What a relief that we did not leave town last weekend. The lawn needed mowing, the roses needed trimming, and there were many other little errands that kept us hopping all weekend. It was a beautiful, unusually-cool weekend and how lovely to sit outside at my brother and sister-in-law’s house on Saturday night, sipping cocktails and enjoying the last cool evening before the summer heat sets in.

To add to the excitement of our week, Eve has moved back home for ten days, bringing her kitten, Maisie. A bathroom remodel is in the works at our ASU House, and since there’s asbestos in the walls, it wasn’t safe for anyone to live there while the work was in progress. We haven’t seen much of Eve since she is working full-time at Noodles & Company, but we’ve seen a lot of Maisie. The first day there was so much hissing and growling that I soon became immune. By the first night, most everyone had calmed down and Maisie settled in to sleep on my head. Last night she slept on Hubby’s head. She and Ruby are best friends and like to play chase. I have fallen in love with this spunky gray and white kitten and will have to break the news to Eve that I am not giving her back. Possession is 9/10ths of the law and besides, Eve is gone too much to nurture a small kitten. I referred to Eve as Maisie’s mom, to which Eve scoffed. “I think of myself as her mentor.”

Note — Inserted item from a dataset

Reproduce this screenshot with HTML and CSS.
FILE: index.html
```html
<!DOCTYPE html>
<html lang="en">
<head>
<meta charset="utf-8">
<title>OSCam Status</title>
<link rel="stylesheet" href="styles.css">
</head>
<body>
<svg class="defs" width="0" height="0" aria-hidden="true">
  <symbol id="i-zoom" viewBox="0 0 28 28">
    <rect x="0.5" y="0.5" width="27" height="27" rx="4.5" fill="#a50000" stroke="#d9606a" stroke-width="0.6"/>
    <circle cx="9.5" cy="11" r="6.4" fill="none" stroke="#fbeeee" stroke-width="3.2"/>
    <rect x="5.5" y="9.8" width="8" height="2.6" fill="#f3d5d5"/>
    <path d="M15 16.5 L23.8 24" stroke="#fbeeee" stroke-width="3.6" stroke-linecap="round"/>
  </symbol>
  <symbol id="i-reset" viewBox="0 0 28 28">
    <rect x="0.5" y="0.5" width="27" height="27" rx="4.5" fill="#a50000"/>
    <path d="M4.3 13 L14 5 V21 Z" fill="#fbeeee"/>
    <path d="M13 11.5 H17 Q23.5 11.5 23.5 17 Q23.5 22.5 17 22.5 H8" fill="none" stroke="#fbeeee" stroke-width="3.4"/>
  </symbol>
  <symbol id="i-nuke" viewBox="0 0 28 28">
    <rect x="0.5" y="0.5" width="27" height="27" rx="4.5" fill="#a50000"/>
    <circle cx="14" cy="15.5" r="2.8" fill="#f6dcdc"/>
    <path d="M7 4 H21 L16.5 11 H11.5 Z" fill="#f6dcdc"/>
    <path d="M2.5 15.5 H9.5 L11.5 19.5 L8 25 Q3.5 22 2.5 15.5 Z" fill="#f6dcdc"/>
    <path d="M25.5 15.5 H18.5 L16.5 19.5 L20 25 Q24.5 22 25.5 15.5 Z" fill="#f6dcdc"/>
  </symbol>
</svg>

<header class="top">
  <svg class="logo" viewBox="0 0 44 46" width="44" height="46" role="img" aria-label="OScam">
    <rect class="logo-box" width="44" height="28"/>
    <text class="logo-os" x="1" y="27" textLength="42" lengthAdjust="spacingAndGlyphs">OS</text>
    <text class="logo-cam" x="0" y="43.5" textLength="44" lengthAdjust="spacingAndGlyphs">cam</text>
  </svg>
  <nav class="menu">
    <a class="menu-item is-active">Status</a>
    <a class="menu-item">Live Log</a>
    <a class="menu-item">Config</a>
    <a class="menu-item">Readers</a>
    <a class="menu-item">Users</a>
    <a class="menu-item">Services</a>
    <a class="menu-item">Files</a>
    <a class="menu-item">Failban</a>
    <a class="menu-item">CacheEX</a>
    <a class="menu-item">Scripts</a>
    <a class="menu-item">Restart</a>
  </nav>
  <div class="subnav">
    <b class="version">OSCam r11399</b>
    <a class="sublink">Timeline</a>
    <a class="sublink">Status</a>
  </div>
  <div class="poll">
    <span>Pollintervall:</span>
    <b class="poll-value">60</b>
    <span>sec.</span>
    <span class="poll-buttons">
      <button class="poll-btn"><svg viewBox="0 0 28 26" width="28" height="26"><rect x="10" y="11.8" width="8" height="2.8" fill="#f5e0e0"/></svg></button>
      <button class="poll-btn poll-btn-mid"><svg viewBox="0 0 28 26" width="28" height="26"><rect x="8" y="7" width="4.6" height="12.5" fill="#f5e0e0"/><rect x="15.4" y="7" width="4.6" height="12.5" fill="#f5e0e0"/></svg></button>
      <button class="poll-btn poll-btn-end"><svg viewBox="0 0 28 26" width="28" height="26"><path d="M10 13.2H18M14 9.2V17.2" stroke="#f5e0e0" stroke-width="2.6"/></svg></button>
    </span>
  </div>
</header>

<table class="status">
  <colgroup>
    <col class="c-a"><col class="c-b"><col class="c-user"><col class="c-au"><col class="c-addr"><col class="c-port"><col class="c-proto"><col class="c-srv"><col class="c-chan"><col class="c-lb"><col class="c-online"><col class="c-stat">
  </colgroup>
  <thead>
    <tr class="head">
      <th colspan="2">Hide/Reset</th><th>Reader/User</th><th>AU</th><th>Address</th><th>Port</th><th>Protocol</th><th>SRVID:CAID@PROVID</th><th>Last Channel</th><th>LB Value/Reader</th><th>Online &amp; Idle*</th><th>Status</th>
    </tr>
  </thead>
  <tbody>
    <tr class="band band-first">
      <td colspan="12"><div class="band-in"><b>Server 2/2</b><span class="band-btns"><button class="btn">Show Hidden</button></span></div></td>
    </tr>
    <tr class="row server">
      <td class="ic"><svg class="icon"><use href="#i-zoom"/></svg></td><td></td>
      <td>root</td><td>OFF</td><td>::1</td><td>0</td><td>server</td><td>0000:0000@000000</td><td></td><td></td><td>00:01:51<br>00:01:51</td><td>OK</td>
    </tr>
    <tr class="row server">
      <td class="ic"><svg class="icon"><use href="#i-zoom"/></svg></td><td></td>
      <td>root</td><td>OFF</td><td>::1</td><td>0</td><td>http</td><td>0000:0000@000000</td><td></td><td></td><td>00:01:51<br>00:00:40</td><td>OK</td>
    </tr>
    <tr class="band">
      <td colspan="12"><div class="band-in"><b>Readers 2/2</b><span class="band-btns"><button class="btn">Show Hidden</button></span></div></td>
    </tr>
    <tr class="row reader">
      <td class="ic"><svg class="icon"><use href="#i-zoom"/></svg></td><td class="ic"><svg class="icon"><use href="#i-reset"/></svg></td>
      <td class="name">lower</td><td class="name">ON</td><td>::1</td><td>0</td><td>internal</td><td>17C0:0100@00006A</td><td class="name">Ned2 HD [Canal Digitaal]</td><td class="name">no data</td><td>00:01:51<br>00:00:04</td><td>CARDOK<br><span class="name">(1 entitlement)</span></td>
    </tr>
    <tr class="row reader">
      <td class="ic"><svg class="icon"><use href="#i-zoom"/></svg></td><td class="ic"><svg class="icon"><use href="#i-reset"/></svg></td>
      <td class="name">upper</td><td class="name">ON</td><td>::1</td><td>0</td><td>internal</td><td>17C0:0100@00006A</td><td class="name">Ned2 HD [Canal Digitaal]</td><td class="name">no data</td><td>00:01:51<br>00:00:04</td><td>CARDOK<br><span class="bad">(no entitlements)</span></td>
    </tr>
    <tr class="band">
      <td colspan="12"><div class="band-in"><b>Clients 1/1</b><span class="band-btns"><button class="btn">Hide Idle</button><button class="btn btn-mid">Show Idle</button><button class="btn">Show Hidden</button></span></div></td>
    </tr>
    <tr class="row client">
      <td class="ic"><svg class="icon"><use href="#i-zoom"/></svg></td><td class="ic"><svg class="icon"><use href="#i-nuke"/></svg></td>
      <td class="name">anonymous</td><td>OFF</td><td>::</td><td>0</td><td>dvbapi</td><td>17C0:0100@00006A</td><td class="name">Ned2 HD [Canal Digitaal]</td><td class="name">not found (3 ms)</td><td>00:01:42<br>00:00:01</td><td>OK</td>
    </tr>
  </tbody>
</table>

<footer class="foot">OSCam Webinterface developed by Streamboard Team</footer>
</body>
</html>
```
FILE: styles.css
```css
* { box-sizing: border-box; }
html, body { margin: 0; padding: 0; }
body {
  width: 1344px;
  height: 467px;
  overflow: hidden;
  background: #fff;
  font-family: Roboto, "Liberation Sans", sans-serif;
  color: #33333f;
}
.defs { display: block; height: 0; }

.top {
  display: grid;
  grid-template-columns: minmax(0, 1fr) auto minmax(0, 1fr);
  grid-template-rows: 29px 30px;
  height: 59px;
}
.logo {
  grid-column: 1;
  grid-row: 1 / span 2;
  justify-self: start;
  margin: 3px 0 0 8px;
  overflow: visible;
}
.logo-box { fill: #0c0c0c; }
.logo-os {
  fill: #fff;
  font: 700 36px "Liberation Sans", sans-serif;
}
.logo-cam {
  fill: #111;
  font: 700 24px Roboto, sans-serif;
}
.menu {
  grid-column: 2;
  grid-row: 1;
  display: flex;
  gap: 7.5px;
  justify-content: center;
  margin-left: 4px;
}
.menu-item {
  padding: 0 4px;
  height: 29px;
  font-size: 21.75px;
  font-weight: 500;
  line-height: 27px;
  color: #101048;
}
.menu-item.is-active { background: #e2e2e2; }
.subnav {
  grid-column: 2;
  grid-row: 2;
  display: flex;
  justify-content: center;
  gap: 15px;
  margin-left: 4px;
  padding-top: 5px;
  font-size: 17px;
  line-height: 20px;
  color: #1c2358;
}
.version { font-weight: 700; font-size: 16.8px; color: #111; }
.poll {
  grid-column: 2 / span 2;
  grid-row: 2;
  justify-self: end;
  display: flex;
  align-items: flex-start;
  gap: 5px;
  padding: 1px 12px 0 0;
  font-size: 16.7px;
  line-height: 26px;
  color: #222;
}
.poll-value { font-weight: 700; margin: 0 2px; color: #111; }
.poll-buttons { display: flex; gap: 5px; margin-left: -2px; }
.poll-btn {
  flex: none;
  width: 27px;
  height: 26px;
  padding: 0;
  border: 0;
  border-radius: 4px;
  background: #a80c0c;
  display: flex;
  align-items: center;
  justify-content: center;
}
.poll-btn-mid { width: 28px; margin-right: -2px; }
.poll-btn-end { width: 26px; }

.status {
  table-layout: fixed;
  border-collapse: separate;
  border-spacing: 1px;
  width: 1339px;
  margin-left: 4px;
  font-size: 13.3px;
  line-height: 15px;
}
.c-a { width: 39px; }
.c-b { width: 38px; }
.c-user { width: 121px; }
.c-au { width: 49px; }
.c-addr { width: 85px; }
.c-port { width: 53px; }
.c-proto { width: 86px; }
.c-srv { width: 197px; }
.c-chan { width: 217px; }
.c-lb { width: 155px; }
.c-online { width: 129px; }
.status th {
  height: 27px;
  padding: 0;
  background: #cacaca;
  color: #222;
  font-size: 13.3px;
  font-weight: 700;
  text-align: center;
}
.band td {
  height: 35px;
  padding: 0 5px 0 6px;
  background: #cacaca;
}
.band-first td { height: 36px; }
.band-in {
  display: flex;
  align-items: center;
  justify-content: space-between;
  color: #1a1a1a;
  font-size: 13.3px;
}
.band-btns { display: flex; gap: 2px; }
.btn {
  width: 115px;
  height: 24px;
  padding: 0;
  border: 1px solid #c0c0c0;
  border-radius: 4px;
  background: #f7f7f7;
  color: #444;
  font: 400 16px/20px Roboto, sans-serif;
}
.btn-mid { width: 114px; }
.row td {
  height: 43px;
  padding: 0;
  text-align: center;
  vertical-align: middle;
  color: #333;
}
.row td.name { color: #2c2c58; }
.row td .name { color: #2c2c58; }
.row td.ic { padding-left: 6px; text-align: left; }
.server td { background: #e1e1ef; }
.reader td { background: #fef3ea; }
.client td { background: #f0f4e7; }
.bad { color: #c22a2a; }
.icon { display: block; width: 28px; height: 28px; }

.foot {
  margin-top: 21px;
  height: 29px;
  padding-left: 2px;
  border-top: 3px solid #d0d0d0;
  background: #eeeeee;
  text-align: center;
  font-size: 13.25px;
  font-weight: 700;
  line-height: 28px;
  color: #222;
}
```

Saturday afternoon we attended the funeral at the church we were married at and used to attend when our children were small. Hubby met Pat and Susan when he moved to Arizona when he was eight-years-old and tells a story of walking uncertainly to the bus stop and seeing Pat smiling at him in a friendly way. It was their father who passed away at the age of 85. They are wonderful friends and our hearts go out to them during this time of grief. Several family members paid tribute to their father with funny and touching stories, and the choir members who sang brought a tear to my eye. Afterwards I sat outside on a folding chair, allowing Hubby to catch up with his friends at his leisure. I was enjoying sorting through old memories, mostly remembering our wedding day. It was sweltering hot that July 2, but all of my family from Illinois had come to be with me on my big day 27 years ago. I was getting a little teary thinking about how many are gone now and how much I miss them.

That’s when an elderly woman plopped down in the seat next to me. “Great weather we’re having,” she commented. “It will be hot soon!”

“I’ve spent most of my life in Arizona, so the heat doesn’t bother me,” I responded. (It’s my standard answer to everyone who complains about the heat. It says so much: I have chosen to live here a long time. If you don’t like the heat move somewhere else, or suck it up!)

The elderly woman put down her purse and settled in. “Well, MY children are FIFTH GENERATION Arizonans!” she says with a superior smile. “My husband’s family first came to Arizona by covered wagon in the 1850’s!”

I love a good story, and I love old people. I had nowhere to be, so I said four words I would soon regret, “Tell me your story!”

She began. “There were four sisters, you see. Their names were . . .,” and that’s when I knew I was doomed. I tried to be a good listener, but I was distracted by the numerous long white hairs sprouting from her face. They waved to and fro in the light breeze. I was also fascinated by her funeral attire: A clearly homemade vest which was red on one side and blue on the other. Her pants were bright red, and for an accessory she wore a white plastic Hawaiian lei.

Though Hubby was engrossed in conversation on the other end of the patio, I blinked an SOS to him. He smiled grandly and waved. I tried again. No luck. The woman just kept talking. After 20 minutes, her story had only progressed to the early 1900’s.  Any interjection on my part was not appreciated. (Me: “There’s a wonderful tv show about the building of the transcontinental railway on Netflix!”) I began to perspire nervously.  I noticed people coming out of the church with flowers and cookies. I waited for the woman to catch her breath, put my hand on her arm and stood up. “I’ve so enjoyed hearing about your interesting family, however, I need to say good bye to my friends!” And I dashed away. I’ve decided I miss church, and finding a new one to attend is on my list. I love the music, the serenity, the cookies, . . . and the church ladies.